- _Written exercise_:
Please transcribe the listing below in full and word for word, without its pictures.

◇ ◇ ◇ ◇ ◇

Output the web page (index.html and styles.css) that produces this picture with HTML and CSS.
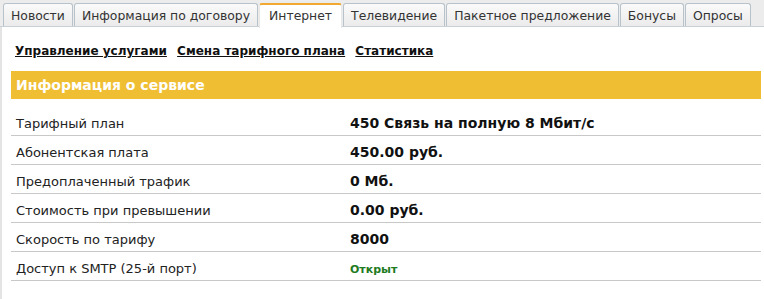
FILE: index.html
```html
<!DOCTYPE html>
<html lang="ru">
<head>
    <meta charset="UTF-8">
    <title>Интернет</title>
    <link rel="stylesheet" href="styles.css">
</head>
<body>
    <div class="tabs">
        <a class="tab" href="#">Новости</a>
        <a class="tab" href="#">Информация по договору</a>
        <a class="tab active" href="#">Интернет</a>
        <a class="tab" href="#">Телевидение</a>
        <a class="tab" href="#">Пакетное предложение</a>
        <a class="tab" href="#">Бонусы</a>
        <a class="tab" href="#">Опросы</a>
    </div>
    <div class="panel">
        <div class="links">
            <a href="#">Управление услугами</a>
            <a href="#">Смена тарифного плана</a>
            <a href="#">Статистика</a>
        </div>
        <div class="section-title">Информация о сервисе</div>
        <table class="info">
            <tr><td>Тарифный план</td><td class="val">450 Связь на полную 8 Мбит/с</td></tr>
            <tr><td>Абонентская плата</td><td class="val">450.00 руб.</td></tr>
            <tr><td>Предоплаченный трафик</td><td class="val">0 Мб.</td></tr>
            <tr><td>Стоимость при превышении</td><td class="val">0.00 руб.</td></tr>
            <tr><td>Скорость по тарифу</td><td class="val">8000</td></tr>
            <tr><td>Доступ к SMTP (25-й порт)</td><td class="val"><span class="open">Открыт</span></td></tr>
        </table>
    </div>
</body>
</html>
```

FILE: styles.css
```css
body {
    margin: 0;
    font-family: "DejaVu Sans", Verdana, sans-serif;
    font-size: 13px;
    color: #222;
    background: #fff;
}
.tabs {
    display: flex;
    padding: 3px 0 0 3px;
    background: #ececec;
    border-bottom: 1px solid #c9d0d6;
    height: 23px;
}
.tab {
    display: block;
    flex-shrink: 0;
    white-space: nowrap;
    height: 22px;
    line-height: 23px;
    padding: 0 7px;
    margin-right: 1px;
    border: 1px solid #b7c2cb;
    border-bottom: none;
    border-radius: 3px 3px 0 0;
    background: linear-gradient(#fafafa, #ebebeb);
    color: #333;
    font-size: 12.4px;
    text-decoration: none;
}
.tab.active {
    background: #fff;
    border-color: #e8e8e8;
    border-top: 2px solid #f0a830;
    line-height: 22px;
    padding: 0 9px;
    margin-bottom: -1px;
    height: 23px;
}
.panel {
    border-left: 2px solid #e4e4e4;
    padding: 0 3px 20px 9px;
}
.links {
    padding: 17px 0 13px 4px;
    font-size: 12px;
    font-weight: bold;
}
.links a {
    color: #111;
    margin-right: 6px;
}
.section-title {
    background: #efbe33;
    color: #fff;
    font-weight: bold;
    font-size: 14px;
    height: 28px;
    line-height: 29px;
    padding-left: 5px;
    margin-bottom: 8px;
}
.info {
    width: 100%;
    border-collapse: collapse;
}
.info td {
    height: 24px;
    border-bottom: 1px solid #c8c8c8;
    padding: 4px 0 0 5px;
}
.info td:first-child {
    width: 329px;
}
.info .val {
    font-weight: bold;
    font-size: 14px;
    color: #111;
}
.open {
    color: #1e7b1e;
    font-size: 11px;
}
```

◇ ◇ ◇ ◇ ◇

- _Output below_:
Output the web page (index.html and styles.css) that produces this picture with HTML and CSS.
FILE: index.html
```html
<!DOCTYPE html>
<html lang="ru">
<head>
    <meta charset="UTF-8">
    <title>Интернет</title>
    <link rel="stylesheet" href="styles.css">
</head>
<body>
    <div class="tabs">
        <a class="tab" href="#">Новости</a>
        <a class="tab" href="#">Информация по договору</a>
        <a class="tab active" href="#">Интернет</a>
        <a class="tab" href="#">Телевидение</a>
        <a class="tab" href="#">Пакетное предложение</a>
        <a class="tab" href="#">Бонусы</a>
        <a class="tab" href="#">Опросы</a>
    </div>
    <div class="panel">
        <div class="links">
            <a href="#">Управление услугами</a>
            <a href="#">Смена тарифного плана</a>
            <a href="#">Статистика</a>
        </div>
        <div class="section-title">Информация о сервисе</div>
        <table class="info">
            <tr><td>Тарифный план</td><td class="val">450 Связь на полную 8 Мбит/с</td></tr>
            <tr><td>Абонентская плата</td><td class="val">450.00 руб.</td></tr>
            <tr><td>Предоплаченный трафик</td><td class="val">0 Мб.</td></tr>
            <tr><td>Стоимость при превышении</td><td class="val">0.00 руб.</td></tr>
            <tr><td>Скорость по тарифу</td><td class="val">8000</td></tr>
            <tr><td>Доступ к SMTP (25-й порт)</td><td class="val"><span class="open">Открыт</span></td></tr>
        </table>
    </div>
</body>
</html>
```

FILE: styles.css
```css
body {
    margin: 0;
    font-family: "DejaVu Sans", Verdana, sans-serif;
    font-size: 13px;
    color: #222;
    background: #fff;
}
.tabs {
    display: flex;
    padding: 3px 0 0 3px;
    background: #ececec;
    border-bottom: 1px solid #c9d0d6;
    height: 23px;
}
.tab {
    display: block;
    flex-shrink: 0;
    white-space: nowrap;
    height: 22px;
    line-height: 23px;
    padding: 0 7px;
    margin-right: 1px;
    border: 1px solid #b7c2cb;
    border-bottom: none;
    border-radius: 3px 3px 0 0;
    background: linear-gradient(#fafafa, #ebebeb);
    color: #333;
    font-size: 12.4px;
    text-decoration: none;
}
.tab.active {
    background: #fff;
    border-color: #e8e8e8;
    border-top: 2px solid #f0a830;
    line-height: 22px;
    padding: 0 9px;
    margin-bottom: -1px;
    height: 23px;
}
.panel {
    border-left: 2px solid #e4e4e4;
    padding: 0 3px 20px 9px;
}
.links {
    padding: 17px 0 13px 4px;
    font-size: 12px;
    font-weight: bold;
}
.links a {
    color: #111;
    margin-right: 6px;
}
.section-title {
    background: #efbe33;
    color: #fff;
    font-weight: bold;
    font-size: 14px;
    height: 28px;
    line-height: 29px;
    padding-left: 5px;
    margin-bottom: 8px;
}
.info {
    width: 100%;
    border-collapse: collapse;
}
.info td {
    height: 24px;
    border-bottom: 1px solid #c8c8c8;
    padding: 4px 0 0 5px;
}
.info td:first-child {
    width: 329px;
}
.info .val {
    font-weight: bold;
    font-size: 14px;
    color: #111;
}
.open {
    color: #1e7b1e;
    font-size: 11px;
}
```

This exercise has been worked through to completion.